One of Europe's most influential business people confirms Brexit has killed appetite to invest in London

One of Europe’s most influential businessmen questioned London’s future as a financial centre in the wake of Brexit and said the UK is no longer “first on the list” for new investments.

Swedish industrialist Jacob Wallenberg has a family foundation that hold massive stakes in some of the world’s largest companies, such as pharmaceutical giant AstraZeneca and automaker Saab, which generate around $130 billion (£102.9 billion) in revenue.

In an interview with the Financial Times, Wallenberg said that when Brits voted for a Brexit on June 23, it was “one of the worst days of my professional life.”

Here are some highlights from the FT interview:

On investing in expansion — “For those of us who have the liberty to wait a while, we will wait a while. For the time being there are so many outstanding questions that the UK is not the first country on the list for investments and this will remain for some time.”

Where London ranks on his investment list — “Am I, at this point in time, going to put new capacity in Britain? No.”

The future of London’s role in the financial markets — “For all of Europe, the axis London-Berlin-Paris is over. London has always been standing up for a libertarian view but is no longer at the table. It will be replaced by the axis Paris-Berlin, which has a very different view of economics. London is the centre of global financial markets, and that is being put into question. This is not in the interest of either the UK or Europe.”

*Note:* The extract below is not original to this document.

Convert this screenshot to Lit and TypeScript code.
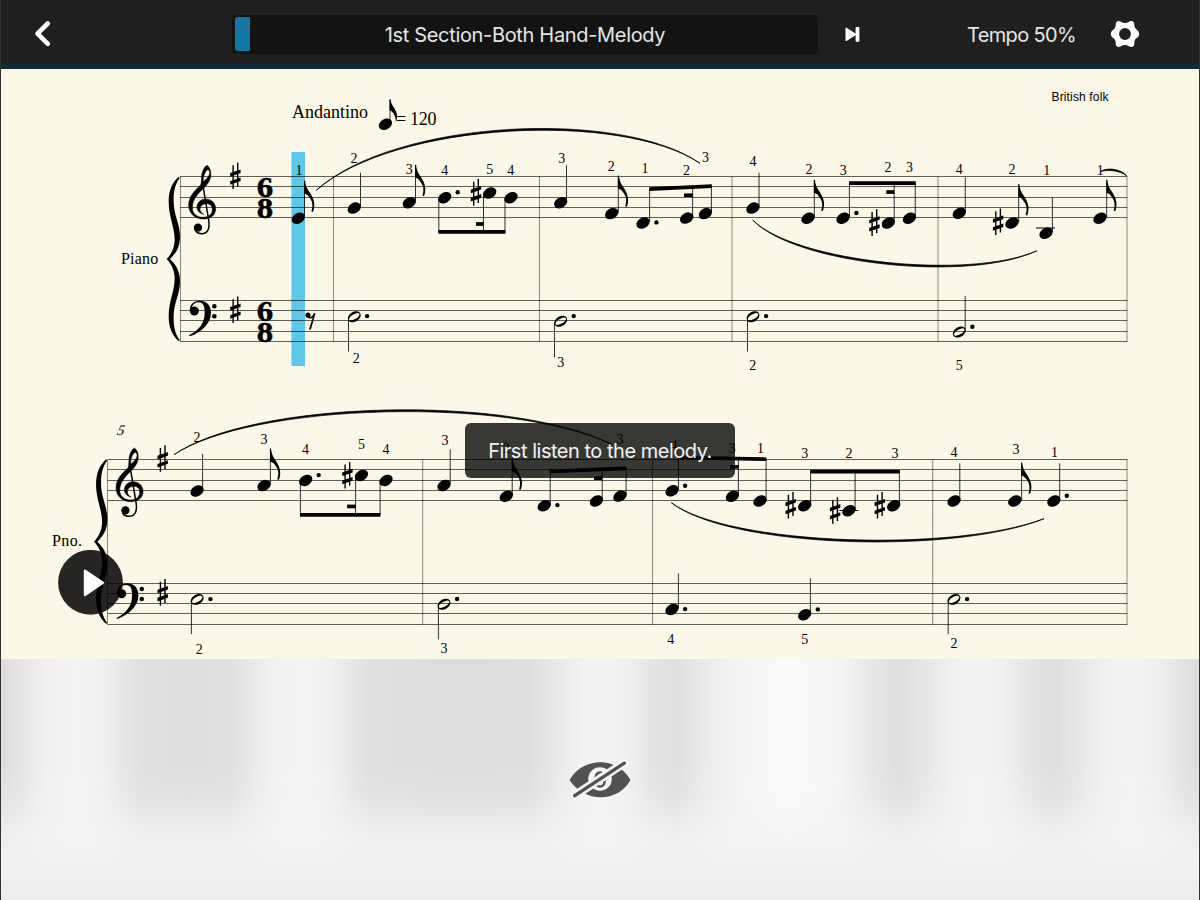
import { LitElement, html, svg, css } from "lit";
import { customElement } from "lit/decorators.js";

type Stem = { x: number; to: number };
type Note = { x: number; y: number; stem: Stem; half?: boolean; flag?: boolean; dot?: [number, number] };
type Mark = [string, number, number];

const n = (x: number, y: number, sx: number, to: number, extra: Partial<Note> = {}): Note => ({ x, y, stem: { x: sx, to }, ...extra });

const NOTES: Note[] = [
  n(385.4, 124.3, 390, 99.5, { flag: false }),
  n(298.3, 218.3, 304.5, 181, { flag: true }),
  n(354.3, 208.1, 360.5, 172.7),
  n(409.3, 202.7, 415.5, 165.3, { flag: true }),
  n(444.7, 197.7, 438.8, 233, { dot: [457.7, 192.3] }),
  n(489.7, 193, 483.5, 233),
  n(511, 197.7, 505, 233),
  n(560.7, 202.7, 566.5, 165.3),
  n(611.7, 213.6, 618.3, 176, { flag: true }),
  n(643, 223, 649.6, 188, { dot: [656.4, 222.4] }),
  n(686.7, 218.1, 692.6, 187),
  n(705.4, 213.6, 711.4, 186),
  n(753, 208.1, 759, 172.7),
  n(808, 218.3, 814.3, 180.3, { flag: true }),
  n(843, 218.3, 849.4, 183, { dot: [856.4, 213] }),
  n(888.3, 223, 894.2, 183),
  n(909.4, 218.3, 915.3, 183),
  n(959.3, 213.3, 965.3, 177.3),
  n(1012, 223, 1018.7, 184.7, { flag: true }),
  n(1046, 233.3, 1052.4, 197.3),
  n(1100, 218.3, 1106.7, 180.3, { flag: true }),
  n(354.3, 316.7, 348.5, 351.5, { half: true, dot: [367.1, 316.1] }),
  n(560.7, 321.3, 554.5, 357.3, { half: true, dot: [573.7, 316.1] }),
  n(753, 316.7, 747.5, 351.5, { half: true, dot: [766.1, 316.1] }),
  n(959.3, 332, 965.2, 296, { half: true, dot: [972.4, 326.8] }),

  n(197, 491, 202.6, 454),
  n(264, 485.6, 270.4, 449, { flag: true }),
  n(305.7, 480.4, 300.4, 515, { dot: [318.7, 475.1] }),
  n(361.4, 475.4, 355.6, 515),
  n(386, 480.4, 380.1, 515),
  n(444, 485.5, 450.2, 449.3),
  n(506.3, 496.3, 512.2, 459, { flag: true }),
  n(544.3, 505.7, 550.2, 471, { dot: [557.4, 505.1] }),
  n(596.4, 501, 602.2, 469),
  n(620, 496.1, 626.1, 468),
  n(672, 490.8, 678.4, 457, { dot: [685.1, 485.8] }),
  n(732.4, 496.3, 738.4, 458),
  n(760, 501, 766.1, 459),
  n(804.7, 505.7, 810.6, 471),
  n(849, 510.7, 855.1, 471),
  n(893.7, 505.7, 899.4, 471),
  n(954, 501, 959.8, 463.3),
  n(1014.8, 501, 1021.6, 463, { flag: true }),
  n(1053.8, 501, 1059.7, 463.3, { dot: [1066.8, 495.8] }),
  n(197.2, 599.4, 191.4, 634.2, { half: true, dot: [210.4, 599.1] }),
  n(444, 604.2, 438.4, 639.4, { half: true, dot: [457.1, 599] }),
  n(672, 609.4, 678.4, 573.4, { dot: [685.1, 609.1] }),
  n(804.7, 614.7, 810.4, 578.4, { dot: [817.8, 609.4] }),
  n(954, 599.4, 948.2, 634.2, { half: true, dot: [967.1, 599.1] }),
];

// x1, top1, x2, top2, thickness
const BEAMS: number[][] = [
  [438.4, 230, 505.3, 230, 3.8], [476, 222.1, 483.7, 222.1, 3.8],
  [649.2, 187.2, 711.8, 184.3, 3.7], [684, 193.4, 692.8, 193.4, 3.6],
  [849, 181.3, 915.7, 181.3, 3.8], [886.3, 190.2, 894.3, 190.2, 3.7],
  [300, 513, 380.4, 513, 3.7], [347.1, 504.6, 355.7, 504.6, 3.7],
  [549.8, 469.6, 626.4, 466.6, 3.6], [594, 476.4, 602.3, 476.4, 3.6],
  [678.1, 455.7, 766.4, 457.4, 3.6], [730, 465, 738.6, 465, 3.7],
  [810.2, 469.7, 899.8, 469.7, 3.7],
];

const SHARPS: [number, number][] = [
  [235.4, 175.8], [235.4, 309.8], [476, 192.4], [874.4, 222.6], [998.1, 221.8],
  [162.7, 458.5], [162.7, 592.4], [347.4, 475.2], [790.7, 505.3], [835.1, 510.5], [879.8, 505.3],
];

const FINGERS: Mark[] = [
  ["1", 299, 175], ["2", 354, 163], ["3", 409.3, 173.5], ["4", 444.7, 175.2], ["5", 489.7, 173.5], ["4", 510.8, 175.2],
  ["3", 561.7, 162.8], ["2", 611.2, 171.2], ["1", 645, 173.4], ["2", 686.4, 175.2], ["3", 705.6, 161.8],
  ["4", 753, 165.8], ["2", 809, 173.6], ["3", 843.3, 175.4], ["2", 888, 171.6], ["3", 909.4, 171.6],
  ["4", 959.3, 173.8], ["2", 1012, 173.8], ["1", 1046.8, 175.2], ["1", 1100.3, 175.2],
  ["2", 356.3, 363.4], ["3", 560.7, 366.8], ["2", 752.7, 369.8], ["5", 959.3, 370],
  ["2", 197, 441.8], ["3", 264, 444.2], ["4", 305.6, 453.8], ["5", 361.4, 449], ["4", 386, 453.8],
  ["3", 445.1, 445.4], ["2", 506.2, 453], ["3", 619.9, 444.4], ["4", 674, 450],
  ["3", 732.3, 453], ["1", 760.6, 452.8], ["3", 804.7, 457.8], ["2", 849, 457.8], ["3", 895, 457.8],
  ["4", 954, 456.6], ["3", 1016, 454], ["1", 1054.4, 456.6],
  ["2", 199.3, 653.6], ["3", 444, 652.8], ["4", 670.8, 643.6], ["5", 804.7, 644.4], ["2", 954, 648.4],
];

// x0 y0 x1 y1 x2 y2 x3 y3, half thickness of the control offset
const SLURS: number[][] = [
  [316.3, 190.3, 395, 120, 622, 109.8, 700, 163.3, 1.2],
  [752.7, 220, 795, 263.6, 970, 281.4, 1037, 250.7, 1.2],
  [1101, 171.4, 1106, 168.6, 1120, 169, 1126.8, 176, 1],
  [174, 454.7, 252, 401.6, 510, 394.7, 611.7, 444.3, 1.2],
  [671.3, 502.7, 730, 547.3, 955, 553.5, 1044, 518.7, 1.2],
];

const SYSTEMS = [
  { left: 180, lines: [176.5, 186.5, 197.5, 207.5, 217.5, 300.5, 310.5, 320.5, 331.5, 341.5], bars: [180.5, 333.5, 539.5, 732, 938, 1127] },
  { left: 107.5, lines: [459.5, 469.5, 480.5, 490.5, 500.5, 583.5, 593.5, 603.5, 613.5, 624.5], bars: [107.5, 422.7, 652.5, 932.7, 1127] },
];

const note = (v: Note) => svg`
  <line x1=${v.stem.x} x2=${v.stem.x} y1=${v.y + (v.stem.to < v.y ? -1 : 1)} y2=${v.stem.to} stroke="#000" stroke-width="1" opacity=".8"/>
  ${v.half
    ? svg`<g transform="translate(${v.x} ${v.y}) rotate(-30)"><path fill-rule="evenodd" d="M-6.9 0A6.9 4.9 0 1 0 6.9 0A6.9 4.9 0 1 0-6.9 0ZM-5.9 .3A5.9 2.5 0 1 1 5.9-.3A5.9 2.5 0 1 1-5.9 .3Z"/></g>`
    : svg`<ellipse rx="7.1" ry="5.2" transform="translate(${v.x} ${v.y}) rotate(-30)"/>`}
  ${v.flag ? svg`<path transform="translate(${v.stem.x - 0.4} ${v.stem.to - 0.6})" d="M0 0H1C1.500 7 4.500 10 7.200 14.500C10.600 20.500 11 25.500 9 31.300L7.300 31C9 25.500 8.600 21.500 5.800 17.700C4 14.800 2 13.200 0 13Z"/>` : ""}
  ${v.dot ? svg`<circle cx=${v.dot[0]} cy=${v.dot[1]} r="2.200"/>` : ""}`;

const sharp = ([x, y]: [number, number]) => svg`
  <path transform="translate(${x} ${y})" d="M-3-10.600H-1.600V13.300H-3ZM1.600-13.300H3V10.600H1.600ZM-5.200-2.700L5.200-6.400V-2.800L-5.200 .9ZM-5.200 5.400L5.200 1.700V5.300L-5.200 9Z"/>`;

const slur = ([a, b, c, d, e, f, g, h, t]: number[]) => svg`
  <path stroke="#000" stroke-width=".75" d="M${a} ${b}C${c} ${d - t} ${e} ${f - t} ${g} ${h}C${e} ${f + t} ${c} ${d + t} ${a} ${b}Z"/>`;

const clefs = svg`
  <g transform="scale(.33333)">
    <path fill-rule="evenodd" stroke="#000" stroke-width="1.600" d="M291 76C301 84 305 98 301 114C296 134 277 147 264 162C253 175 247 188 247 203C247 221 261 232 279 232C297 232 307 222 307 208C307 196 298 190 287 191C276 192 270 200 270 208C270 214 274 219 281 223C268 220 261 211 261 202C261 188 272 177 286 177C305 177 317 190 317 206C317 224 303 237 280 237C255 237 236 220 236 195C236 170 254 152 272 135C275 128 274 118 275 106C277 94 283 80 291 76ZM293 89C286 93 279 106 280 125C290 116 299 108 299 98C299 92 297 89 293 89Z"/>
    <path fill="none" stroke="#000" stroke-width="4.500" d="M277 125L296 240C300 264 294 281 275 281C264 281 256 275 255 266"/>
    <circle cx="264" cy="263" r="12.500"/>
    <path d="M240 514C237 494 252 482 270 482C291 482 303 497 303 518C303 550 275 577 239 589L237 586C268 570 284 550 284 517C284 498 280 487 266 487C256 487 249 493 246 501Z"/>
    <circle cx="253" cy="513" r="13.500"/>
    <circle cx="313" cy="499" r="6.800"/><circle cx="313" cy="529" r="6.800"/>
    <path d="M207 110C188 125 176 150 176 185C176 232 195 262 194 302C193 325 182 345 170 357C182 369 193 389 194 412C195 452 176 482 176 529C176 564 188 589 207 604L209 600C197 584 190 562 191 529C191 489 210 464 210 424C210 390 195 372 180 357C195 342 210 324 210 290C210 250 191 225 191 185C190 152 197 130 209 114Z"/>
  </g>`;

@customElement("lesson-score")
class LessonScore extends LitElement {
  static styles = css`
    :host { display: block; width: 1200px; height: 590px; overflow: hidden; background: #fbf8e7; }
    svg { display: block; }
    .serif { font-family: "Liberation Serif", serif; }
    .finger { font: 14px "Liberation Serif", serif; text-anchor: middle; }
    .time { font: bold 30px "Liberation Serif", serif; stroke: #000; stroke-width: .5; }
    .credit { font: 12px "Liberation Sans", sans-serif; }
  `;
  render() {
    return html`<svg width="1200" height="590" viewBox="0 69 1200 590">
      <rect x="291.400" y="152" width="13.600" height="214" fill="#5bc8ec"/>
      ${SYSTEMS.map((s) => svg`<g stroke="#000" fill="none">
        ${s.lines.map((y) => svg`<line x1=${s.left} x2="1127.300" y1=${y} y2=${y} stroke-opacity=".62"/>`)}
        ${s.bars.map((x) => svg`<line x1=${x} x2=${x} y1=${s.lines[0]} y2=${s.lines[9]} stroke-opacity=".45"/>`)}
      </g>`)}
      <g transform="translate(110 140)">${clefs}</g>
      <g transform="translate(37.400 422.700)">${clefs}</g>
      ${SHARPS.map(sharp)}
      ${[197.2, 217.8, 321.2, 341.6].map((y, i) => svg`<text class="time" x="256.800" y=${y} textLength="16.400" lengthAdjust="spacingAndGlyphs">${i % 2 ? "8" : "6"}</text>`)}
      ${NOTES.map(note)}
      <path d="M389.600 99.500H390.500C391 106 397 109 397 116Q397.200 119.500 395.800 122.500C396.200 115 392.500 111.500 389.600 110Z"/>
      ${BEAMS.map(([a, b, c, d, t]) => svg`<path d="M${a} ${b}L${c} ${d}V${d + t}L${a} ${b + t}Z"/>`)}
      ${SLURS.map(slur)}
      <path d="M1036 227.500H1055V228.600H1036ZM839.300 510H858.300V511.100H839.300Z"/>
      <circle cx="308" cy="315" r="2.600"/>
      <path d="M307 316.500C310.500 318 312.500 316.500 314 313L315.500 313.400L310.900 329.400H308.900L312.700 317.800C311 319 309 319 307 317Z"/>
      ${FINGERS.map(([t, x, y]) => svg`<text class="finger" x=${x} y=${y}>${t}</text>`)}
      <text class="serif" font-size="14.500" font-style="italic" transform="translate(116.600 435) skewX(-12)">5</text>
      <text class="serif" font-size="18" x="292" y="118.200" textLength="76">Andantino</text>
      <text class="serif" font-size="18" x="396" y="125.400" textLength="40.500">= 120</text>
      <text class="serif" font-size="16" x="121" y="263.600" textLength="37.300">Piano</text>
      <text class="serif" font-size="16" x="52" y="546.400" textLength="30">Pno.</text>
      <text class="credit" x="1051.500" y="101.200" textLength="57">British folk</text>
    </svg>`;
  }
}

@customElement("app-root")
class AppRoot extends LitElement {
  static styles = css`
    :host { display: block; position: relative; width: 1200px; height: 900px; overflow: hidden; font-family: Inter, "Liberation Sans", sans-serif; background: #f0f0f0; }
    header { box-sizing: border-box; height: 69px; display: flex; align-items: center; padding: 0 60px 0 32px; background: #1f1f1f; border-bottom: 5px solid #102b3a; color: #e6e6e6; font-size: 20px; }
    header svg, .progress, .tempo { flex: none; }
    header svg { display: block; }
    .back { margin-top: 3px; }
    .progress { box-sizing: border-box; display: grid; align-items: center; width: 586px; height: 39px; margin: 4px 0 0 178px; padding: 2.500px; border-radius: 4px; background: #131313; }
    .fill { grid-area: 1 / 1; width: 15.500px; height: 34px; border-radius: 3px 0 0 3px; background: #1277a2; }
    .title { grid-area: 1 / 1; padding-top: 2px; text-align: center; white-space: nowrap; letter-spacing: -.33px; }
    .next { margin: 4px 0 0 27px; }
    .tempo { width: 109px; margin: 5px 0 0 106px; white-space: nowrap; letter-spacing: -.66px; }
    .gear { margin: 3px 0 0 34px; }
    .keys { position: relative; height: 241px; display: grid; place-items: center; background: linear-gradient(#f4f0ef, #f6f6f6 30%, #f5f5f5 75%, #ededed); }
    .shade { grid-area: 1 / 1; width: 1200px; height: 241px; background: linear-gradient(90deg, #dedcdc 0, #e6e4e4 22px, #f1efef 45px, #f6f5f5 76px, #f2f1f1 100px, #e8e7e7 122px, #e0dfdf 145px, #dedede 190px, #dfdfdf 228px, #eae9e9 253px, #f3f2f2 276px, #f6f5f5 303px, #f2f1f1 328px, #e8e7e7 350px, #e0dfdf 372px, #dedddd 450px, #dfdede 530px, #eae9e9 558px, #f3f2f2 582px, #f5f4f4 605px, #f0efef 628px, #e6e5e5 650px, #e0dfdf 675px, #ebeaea 705px, #f6f5f5 740px, #fbfafa 788px, #f6f5f5 838px, #e9e8e8 868px, #dfdede 900px, #e9e8e8 930px, #f2f1f1 955px, #f5f4f4 977px, #f1f0f0 1002px, #e8e7e7 1025px, #dfdede 1052px, #e8e7e7 1080px, #f2f1f1 1107px, #f5f4f4 1132px, #f0efef 1157px, #e5e4e4 1180px, #dddcdc 1200px); -webkit-mask-image: linear-gradient(#000 0, #000 44%, rgba(0,0,0,.9) 54%, rgba(0,0,0,.65) 62%, rgba(0,0,0,.33) 71%, rgba(0,0,0,.12) 80%, transparent 90%); mask-image: linear-gradient(#000 0, #000 44%, rgba(0,0,0,.9) 54%, rgba(0,0,0,.65) 62%, rgba(0,0,0,.33) 71%, rgba(0,0,0,.12) 80%, transparent 90%); }
    .eye { grid-area: 1 / 1; z-index: 1; display: block; }
    .play { position: absolute; left: 57.500px; top: 550px; width: 65px; height: 65px; }
    .toast { box-sizing: border-box; position: absolute; left: 465px; top: 422.500px; width: 270px; height: 55px; padding-top: 2px; display: flex; align-items: center; justify-content: center; border-radius: 6px; background: rgba(0,0,0,.78); color: #f4f4f4; font-size: 20px; letter-spacing: -.48px; white-space: nowrap; }
    .frame { position: absolute; inset: 0; border: solid #33332f; border-width: 0 1px; pointer-events: none; }
  `;
  render() {
    return html`
      <header>
        <svg class="back" width="22" height="28" viewBox="0 0 22 28"><path d="M15.800 3.500L5.500 13.700L15.800 23.800" fill="none" stroke="#fff" stroke-width="4.600" stroke-linecap="round" stroke-linejoin="round"/></svg>
        <div class="progress"><div class="fill"></div><div class="title">1st Section-Both Hand-Melody</div></div>
        <svg class="next" width="16" height="17" viewBox="0 0 16 17"><path d="M1.500 1.700L10.600 7.400V1.700Q10.600 .9 11.400 .9H13.600Q14.400 .9 14.400 1.700V15Q14.400 15.800 13.600 15.800H11.400Q10.600 15.800 10.600 15V9.300L1.500 15Q.5 15.400 .5 14.500V2.200Q.5 1.300 1.500 1.700Z" fill="#fff"/></svg>
        <div class="tempo">Tempo 50%</div>
        <svg class="gear" width="30" height="30" viewBox="-15 -15 30 30"><path fill="#fff" fill-rule="evenodd" d="M-8.500-12C-7.500-13.200-5.500-13.400-4-12.300Q0-9.800 4-12.300C5.500-13.400 7.500-13.200 8.500-12Q9.600-11 9.300-8.500Q9.400-5.200 12.300-3.800Q14.200-2.800 14.200 0Q14.200 2.800 12.300 3.800Q9.400 5.200 9.300 8.500Q9.600 11 8.500 12C7.500 13.200 5.500 13.400 4 12.300Q0 9.800-4 12.300C-5.500 13.400-7.500 13.200-8.500 12Q-9.600 11-9.300 8.500Q-9.400 5.200-12.300 3.800Q-14.200 2.800-14.200 0Q-14.200-2.800-12.300-3.800Q-9.400-5.200-9.300-8.500Q-9.600-11-8.500-12ZM-5.900 0A5.900 5.900 0 1 0 5.900 0A5.900 5.900 0 1 0-5.900 0Z"/></svg>
      </header>
      <lesson-score></lesson-score>
      <div class="keys">
        <div class="shade"></div>
        <svg class="eye" width="64" height="44" viewBox="-32 -22 64 44">
          <path fill="#525252" d="M-30.500 0C-18-22 16-25 30.500 0C18 23-16 23-30.500 0Z"/>
          <circle r="11.800" cy="-1" fill="#f5f5f5"/>
          <path fill="none" stroke="#525252" stroke-width="2.600" d="M-4.500 2V-2A4.500 5.500 0 0 1 4.500-2V2A4.500 4.500 0 0 1-4.500 2Z"/>
          <path stroke="#f5f5f5" stroke-width="8.600" d="M-28 17.400L28-19.600"/>
          <path stroke="#525252" stroke-width="3.400" stroke-linecap="round" d="M-25.300 15.600L24.300-16.800"/>
        </svg>
      </div>
      <svg class="play" viewBox="0 0 65 65"><circle cx="32.500" cy="32.300" r="32.400" fill="#000" fill-opacity=".85"/><path d="M27 20.800L44.800 32.800L27 45Z" fill="#fff" stroke="#fff" stroke-width="2.400" stroke-linejoin="round"/></svg>
      <div class="toast">First listen to the melody.</div>
      <div class="frame"></div>`;
  }
}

The loss of passporting rights following Brexit is one of the biggest fear’s in the City of London. If the passport is taken away, then London could cease to be the most important financial centre in Europe, costing the UK thousands of jobs and billions in revenues.

Around 5,500 firms registered in the UK rely on the European Union’s passporting rights for the financial services sector, and they turn over about £9 billion in revenue.